→ TASK DIRECTIONS
Identify all lines below that hold "index" and collect them.

→ DATASET EXCERPT

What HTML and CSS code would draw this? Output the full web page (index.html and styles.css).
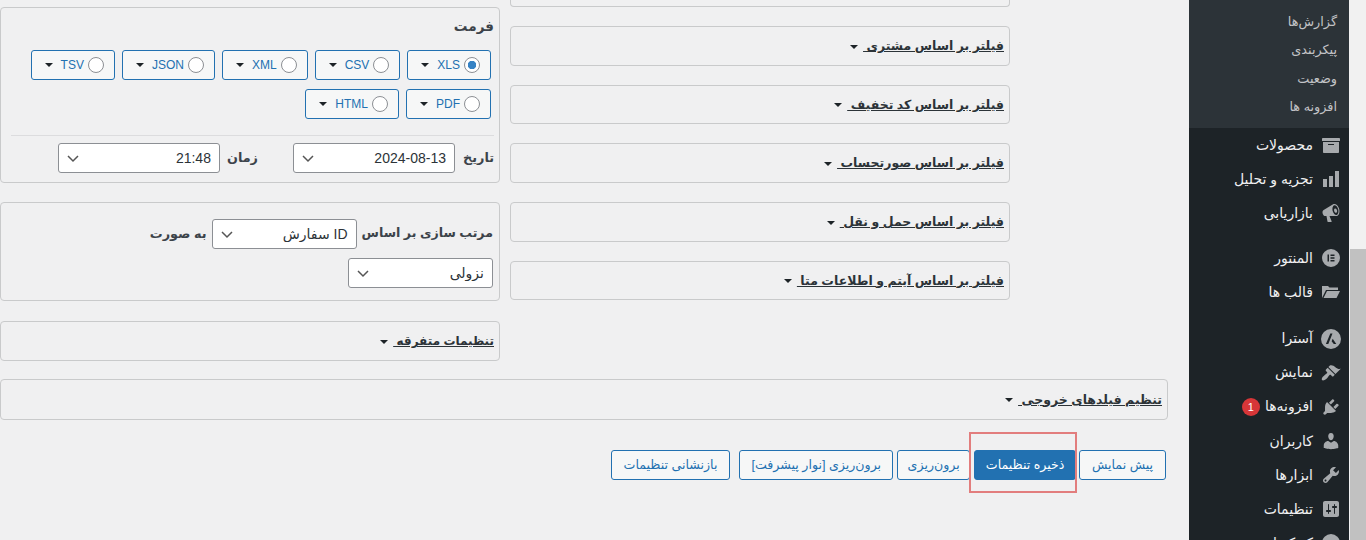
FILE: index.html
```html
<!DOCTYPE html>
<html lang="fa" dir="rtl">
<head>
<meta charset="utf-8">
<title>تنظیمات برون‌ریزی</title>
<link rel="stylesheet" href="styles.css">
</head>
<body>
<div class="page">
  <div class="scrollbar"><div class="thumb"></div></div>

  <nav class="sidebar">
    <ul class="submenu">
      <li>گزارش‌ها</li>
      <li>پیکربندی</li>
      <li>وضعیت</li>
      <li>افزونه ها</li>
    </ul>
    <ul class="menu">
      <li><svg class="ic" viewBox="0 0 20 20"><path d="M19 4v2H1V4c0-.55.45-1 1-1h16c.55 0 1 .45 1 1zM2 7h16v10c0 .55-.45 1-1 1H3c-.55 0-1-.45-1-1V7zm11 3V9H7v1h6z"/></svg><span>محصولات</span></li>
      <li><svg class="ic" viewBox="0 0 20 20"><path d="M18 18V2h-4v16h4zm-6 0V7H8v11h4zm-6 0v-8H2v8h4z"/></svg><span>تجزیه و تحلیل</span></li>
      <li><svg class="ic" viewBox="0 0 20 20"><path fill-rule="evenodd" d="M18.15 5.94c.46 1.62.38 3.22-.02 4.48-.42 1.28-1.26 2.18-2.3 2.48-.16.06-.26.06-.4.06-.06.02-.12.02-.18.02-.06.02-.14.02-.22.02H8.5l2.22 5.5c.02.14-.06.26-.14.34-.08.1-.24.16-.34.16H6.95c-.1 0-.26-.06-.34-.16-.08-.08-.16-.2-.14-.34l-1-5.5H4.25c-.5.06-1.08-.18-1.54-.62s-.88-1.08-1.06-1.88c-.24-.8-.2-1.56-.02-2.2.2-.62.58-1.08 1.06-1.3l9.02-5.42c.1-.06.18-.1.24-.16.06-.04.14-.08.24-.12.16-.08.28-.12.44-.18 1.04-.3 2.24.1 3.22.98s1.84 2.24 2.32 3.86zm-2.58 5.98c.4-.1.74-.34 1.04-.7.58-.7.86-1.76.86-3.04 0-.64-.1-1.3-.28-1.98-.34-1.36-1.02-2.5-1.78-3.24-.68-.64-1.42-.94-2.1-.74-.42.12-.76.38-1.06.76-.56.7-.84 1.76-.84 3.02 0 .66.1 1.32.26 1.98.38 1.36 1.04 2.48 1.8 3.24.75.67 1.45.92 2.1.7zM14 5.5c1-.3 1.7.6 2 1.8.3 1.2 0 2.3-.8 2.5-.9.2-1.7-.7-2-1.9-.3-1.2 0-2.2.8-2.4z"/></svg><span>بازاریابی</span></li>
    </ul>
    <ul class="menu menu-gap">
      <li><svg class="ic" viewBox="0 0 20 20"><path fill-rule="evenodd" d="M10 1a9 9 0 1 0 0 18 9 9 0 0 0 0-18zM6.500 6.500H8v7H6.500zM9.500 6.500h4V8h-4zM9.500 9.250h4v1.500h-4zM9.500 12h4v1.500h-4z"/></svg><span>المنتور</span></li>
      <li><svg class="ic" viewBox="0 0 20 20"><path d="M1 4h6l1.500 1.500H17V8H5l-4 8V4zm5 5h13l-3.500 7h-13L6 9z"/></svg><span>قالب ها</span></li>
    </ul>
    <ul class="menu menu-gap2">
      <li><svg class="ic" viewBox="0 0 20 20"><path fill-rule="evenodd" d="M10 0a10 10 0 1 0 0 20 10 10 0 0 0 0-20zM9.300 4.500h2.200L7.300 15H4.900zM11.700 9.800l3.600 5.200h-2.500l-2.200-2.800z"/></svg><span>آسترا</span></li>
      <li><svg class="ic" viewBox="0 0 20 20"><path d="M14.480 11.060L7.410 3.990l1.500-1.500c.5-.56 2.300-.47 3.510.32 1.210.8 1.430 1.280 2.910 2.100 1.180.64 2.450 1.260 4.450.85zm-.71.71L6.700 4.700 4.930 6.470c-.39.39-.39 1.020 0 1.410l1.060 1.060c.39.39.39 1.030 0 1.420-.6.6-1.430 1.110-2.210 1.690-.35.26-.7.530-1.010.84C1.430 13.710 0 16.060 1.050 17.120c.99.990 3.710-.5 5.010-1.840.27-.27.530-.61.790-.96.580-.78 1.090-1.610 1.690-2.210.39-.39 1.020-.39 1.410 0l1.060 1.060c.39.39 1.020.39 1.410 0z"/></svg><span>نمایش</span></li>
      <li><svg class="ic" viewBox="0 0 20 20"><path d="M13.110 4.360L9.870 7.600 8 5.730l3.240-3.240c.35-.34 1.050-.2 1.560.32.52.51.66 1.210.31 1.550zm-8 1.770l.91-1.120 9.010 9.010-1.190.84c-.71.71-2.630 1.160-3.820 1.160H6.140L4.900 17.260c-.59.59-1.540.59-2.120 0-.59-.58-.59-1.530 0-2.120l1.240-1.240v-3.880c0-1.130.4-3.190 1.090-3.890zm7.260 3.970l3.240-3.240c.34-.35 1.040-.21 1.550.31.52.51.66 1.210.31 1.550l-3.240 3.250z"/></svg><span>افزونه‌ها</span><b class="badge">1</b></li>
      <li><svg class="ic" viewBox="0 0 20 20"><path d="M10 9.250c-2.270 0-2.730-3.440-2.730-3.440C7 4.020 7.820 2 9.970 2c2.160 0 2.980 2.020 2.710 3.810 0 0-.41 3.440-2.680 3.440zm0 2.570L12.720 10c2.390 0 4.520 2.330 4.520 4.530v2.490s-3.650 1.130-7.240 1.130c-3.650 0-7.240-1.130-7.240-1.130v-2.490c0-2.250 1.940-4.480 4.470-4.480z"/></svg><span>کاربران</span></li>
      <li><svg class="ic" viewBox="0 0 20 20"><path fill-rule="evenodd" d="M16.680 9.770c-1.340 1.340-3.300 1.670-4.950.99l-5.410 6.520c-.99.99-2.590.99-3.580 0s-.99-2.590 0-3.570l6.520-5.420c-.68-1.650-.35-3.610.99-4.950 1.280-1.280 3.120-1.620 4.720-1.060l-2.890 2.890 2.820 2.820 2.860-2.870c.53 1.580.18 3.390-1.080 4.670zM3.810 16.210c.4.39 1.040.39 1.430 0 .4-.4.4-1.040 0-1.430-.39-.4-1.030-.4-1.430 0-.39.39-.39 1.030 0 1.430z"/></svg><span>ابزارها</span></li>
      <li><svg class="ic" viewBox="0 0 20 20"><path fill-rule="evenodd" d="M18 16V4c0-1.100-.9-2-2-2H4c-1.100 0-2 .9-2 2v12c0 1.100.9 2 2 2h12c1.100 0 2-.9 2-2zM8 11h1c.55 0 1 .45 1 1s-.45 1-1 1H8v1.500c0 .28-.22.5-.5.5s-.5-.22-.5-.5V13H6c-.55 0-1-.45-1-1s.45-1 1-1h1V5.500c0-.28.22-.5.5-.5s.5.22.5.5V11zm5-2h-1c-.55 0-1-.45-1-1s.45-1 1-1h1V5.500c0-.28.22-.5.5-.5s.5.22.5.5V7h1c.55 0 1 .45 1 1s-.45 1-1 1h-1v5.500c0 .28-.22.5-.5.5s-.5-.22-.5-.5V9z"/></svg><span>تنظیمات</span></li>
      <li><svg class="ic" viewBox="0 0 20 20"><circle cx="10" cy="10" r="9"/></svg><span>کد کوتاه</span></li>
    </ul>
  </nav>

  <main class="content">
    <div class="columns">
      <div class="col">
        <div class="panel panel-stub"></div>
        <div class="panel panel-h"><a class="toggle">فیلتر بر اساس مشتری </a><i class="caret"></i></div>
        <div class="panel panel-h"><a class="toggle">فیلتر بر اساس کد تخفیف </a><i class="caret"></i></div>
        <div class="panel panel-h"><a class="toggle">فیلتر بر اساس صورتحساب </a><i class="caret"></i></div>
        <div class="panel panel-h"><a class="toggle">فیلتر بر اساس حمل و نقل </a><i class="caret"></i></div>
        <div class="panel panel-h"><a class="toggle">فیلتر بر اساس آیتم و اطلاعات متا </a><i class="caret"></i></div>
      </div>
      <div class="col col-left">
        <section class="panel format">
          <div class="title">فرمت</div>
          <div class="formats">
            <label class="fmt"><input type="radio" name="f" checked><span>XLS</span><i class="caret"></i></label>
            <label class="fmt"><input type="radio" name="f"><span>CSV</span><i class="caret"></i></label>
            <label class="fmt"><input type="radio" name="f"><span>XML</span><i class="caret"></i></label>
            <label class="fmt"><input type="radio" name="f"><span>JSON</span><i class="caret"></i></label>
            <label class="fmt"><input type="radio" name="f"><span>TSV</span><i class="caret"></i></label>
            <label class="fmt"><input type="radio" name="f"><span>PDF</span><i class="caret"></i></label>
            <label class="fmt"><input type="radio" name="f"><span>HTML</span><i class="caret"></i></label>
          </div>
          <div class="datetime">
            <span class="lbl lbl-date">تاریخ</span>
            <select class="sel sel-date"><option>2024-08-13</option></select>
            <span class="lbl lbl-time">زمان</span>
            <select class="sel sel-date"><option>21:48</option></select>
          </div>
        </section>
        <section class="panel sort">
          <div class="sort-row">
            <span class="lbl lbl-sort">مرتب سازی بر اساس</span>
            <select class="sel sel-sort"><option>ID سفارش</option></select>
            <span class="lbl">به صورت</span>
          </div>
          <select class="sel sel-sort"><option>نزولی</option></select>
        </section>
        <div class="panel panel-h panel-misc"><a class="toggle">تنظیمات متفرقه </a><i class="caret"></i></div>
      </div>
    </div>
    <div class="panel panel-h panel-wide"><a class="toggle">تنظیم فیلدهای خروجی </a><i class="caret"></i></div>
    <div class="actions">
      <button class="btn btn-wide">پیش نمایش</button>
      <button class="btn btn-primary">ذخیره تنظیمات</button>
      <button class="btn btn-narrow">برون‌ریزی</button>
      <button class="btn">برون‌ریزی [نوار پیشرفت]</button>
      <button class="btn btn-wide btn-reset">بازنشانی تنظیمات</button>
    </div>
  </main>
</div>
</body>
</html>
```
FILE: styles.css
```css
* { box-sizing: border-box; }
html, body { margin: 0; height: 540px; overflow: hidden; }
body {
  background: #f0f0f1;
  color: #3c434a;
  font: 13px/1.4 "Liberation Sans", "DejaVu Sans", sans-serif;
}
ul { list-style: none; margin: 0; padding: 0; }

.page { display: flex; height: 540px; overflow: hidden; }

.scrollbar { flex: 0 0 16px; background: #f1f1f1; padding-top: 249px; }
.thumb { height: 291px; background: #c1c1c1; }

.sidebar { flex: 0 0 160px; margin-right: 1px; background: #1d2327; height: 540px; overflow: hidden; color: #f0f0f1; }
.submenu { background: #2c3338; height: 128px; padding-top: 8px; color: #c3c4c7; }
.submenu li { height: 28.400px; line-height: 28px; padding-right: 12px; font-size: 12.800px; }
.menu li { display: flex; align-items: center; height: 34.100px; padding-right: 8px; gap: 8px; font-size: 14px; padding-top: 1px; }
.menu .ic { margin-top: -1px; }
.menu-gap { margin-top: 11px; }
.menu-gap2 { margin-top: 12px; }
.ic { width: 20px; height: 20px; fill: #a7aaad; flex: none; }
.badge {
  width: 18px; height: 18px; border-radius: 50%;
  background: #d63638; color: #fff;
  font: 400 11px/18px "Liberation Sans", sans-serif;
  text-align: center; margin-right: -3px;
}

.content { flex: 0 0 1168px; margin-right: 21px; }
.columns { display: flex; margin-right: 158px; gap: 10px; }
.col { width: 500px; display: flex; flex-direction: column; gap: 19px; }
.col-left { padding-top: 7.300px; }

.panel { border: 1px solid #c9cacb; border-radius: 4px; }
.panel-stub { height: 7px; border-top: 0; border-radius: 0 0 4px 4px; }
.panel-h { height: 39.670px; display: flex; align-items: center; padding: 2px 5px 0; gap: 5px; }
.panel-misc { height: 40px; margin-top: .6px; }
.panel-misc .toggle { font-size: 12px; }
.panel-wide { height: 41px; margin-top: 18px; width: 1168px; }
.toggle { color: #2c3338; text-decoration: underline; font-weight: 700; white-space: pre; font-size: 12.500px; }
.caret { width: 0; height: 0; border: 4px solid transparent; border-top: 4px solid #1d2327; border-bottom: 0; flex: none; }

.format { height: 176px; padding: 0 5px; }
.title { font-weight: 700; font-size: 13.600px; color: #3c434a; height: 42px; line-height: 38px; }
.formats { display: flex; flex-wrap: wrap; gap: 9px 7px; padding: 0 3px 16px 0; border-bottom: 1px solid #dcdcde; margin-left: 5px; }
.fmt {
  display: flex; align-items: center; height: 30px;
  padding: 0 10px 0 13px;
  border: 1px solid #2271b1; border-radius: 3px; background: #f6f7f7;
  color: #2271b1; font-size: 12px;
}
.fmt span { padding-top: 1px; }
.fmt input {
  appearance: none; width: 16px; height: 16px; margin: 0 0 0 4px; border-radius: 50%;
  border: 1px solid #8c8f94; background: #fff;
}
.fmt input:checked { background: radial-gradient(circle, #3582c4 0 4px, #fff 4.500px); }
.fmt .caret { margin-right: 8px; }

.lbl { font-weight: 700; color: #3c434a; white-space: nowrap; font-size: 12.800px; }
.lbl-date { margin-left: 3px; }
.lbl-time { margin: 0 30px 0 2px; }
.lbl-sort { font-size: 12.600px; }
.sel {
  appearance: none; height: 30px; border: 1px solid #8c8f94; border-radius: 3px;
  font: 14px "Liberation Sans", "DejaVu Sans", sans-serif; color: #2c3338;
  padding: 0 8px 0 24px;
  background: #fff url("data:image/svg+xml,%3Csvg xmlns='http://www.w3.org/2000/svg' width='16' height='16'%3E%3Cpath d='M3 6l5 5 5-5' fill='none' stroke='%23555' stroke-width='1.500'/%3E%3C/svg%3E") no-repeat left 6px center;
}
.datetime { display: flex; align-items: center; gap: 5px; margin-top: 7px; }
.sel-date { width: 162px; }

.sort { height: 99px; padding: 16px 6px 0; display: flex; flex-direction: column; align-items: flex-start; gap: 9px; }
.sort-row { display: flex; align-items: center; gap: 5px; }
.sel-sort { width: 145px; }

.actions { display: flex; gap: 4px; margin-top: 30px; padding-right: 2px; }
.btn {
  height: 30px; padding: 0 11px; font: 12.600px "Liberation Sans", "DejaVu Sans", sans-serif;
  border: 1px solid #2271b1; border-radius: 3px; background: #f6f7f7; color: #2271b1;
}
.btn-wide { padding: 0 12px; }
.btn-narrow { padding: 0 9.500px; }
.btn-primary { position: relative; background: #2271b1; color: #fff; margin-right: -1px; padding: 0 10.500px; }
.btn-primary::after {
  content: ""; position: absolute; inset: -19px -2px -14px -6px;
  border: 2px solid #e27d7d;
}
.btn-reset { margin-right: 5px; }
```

→ WRITTEN SOLUTION
What HTML and CSS code would draw this? Output the full web page (index.html and styles.css).
FILE: index.html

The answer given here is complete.